To those who will point out that these conditions are completely unrealistic within the constraints of the current system and that higher education shouldn’t have the luxury of opting out, I feel their frustration.  But I would also point out that we in Higher Education are as slippery as we are cautious- it is very difficult to force us to a table that isn’t appropriately set.  I can tell you that continued efforts to strong-arm, shame, or incentivize us into collaboration will only result in continued frustration and disappointment.

But please do not give up, for the riches that await us- and our children- are well worth the effort.  Clearly, the brokering of partnerships between PreK-12 and Higher Education calls for a deep understanding of the systems and cultures at play along with their respective needs and priorities. But perhaps more importantly, it calls for the creation of opportunities and spaces to do things the right way, to relax some of the constraints and conditions that contribute to the inherent complexities of the situation, and to allow Higher Education to do what it does well.

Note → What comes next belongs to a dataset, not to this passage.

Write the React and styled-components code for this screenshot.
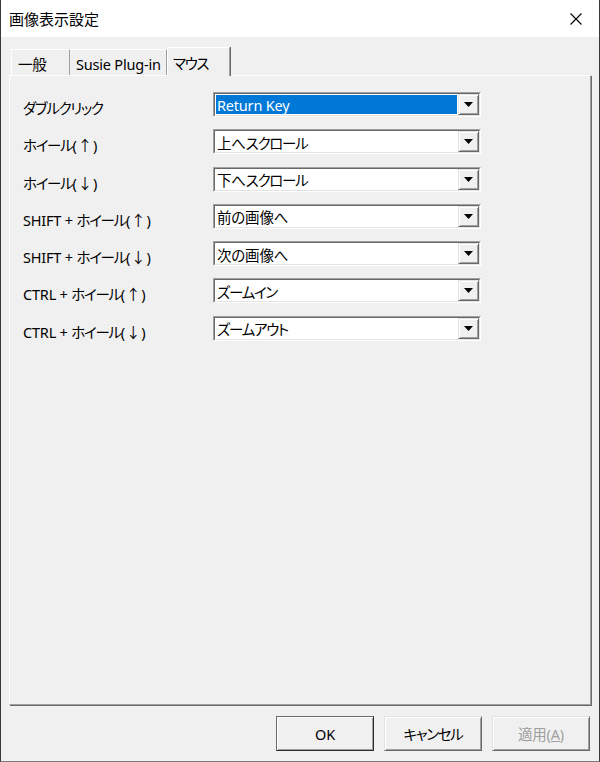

To echo the conclusions of many of my past posts, we need facilitators, designers, and architects who understand the strengths and constraints of all relevant systems and can create spaces and models to leverage the best they have to offer.  And above all we need a shared vision that is strong enough to keep us on track, working towards a common goal that will elevate all of our work and prevent our natural tendency to withdraw from the relationship when things get uncomfortable.

In summary, I concede that we in Higher Education may have commitment issues, but that does not mean that we can’t be good partners.  Perhaps like any good relationship we could all benefit from clarifying our expectations and needs upfront.  Once we’re clear and comfortable with our abilities to be ourselves while respecting and supporting one another, we can finally start to enjoy the riches of a long and fruitful relationship.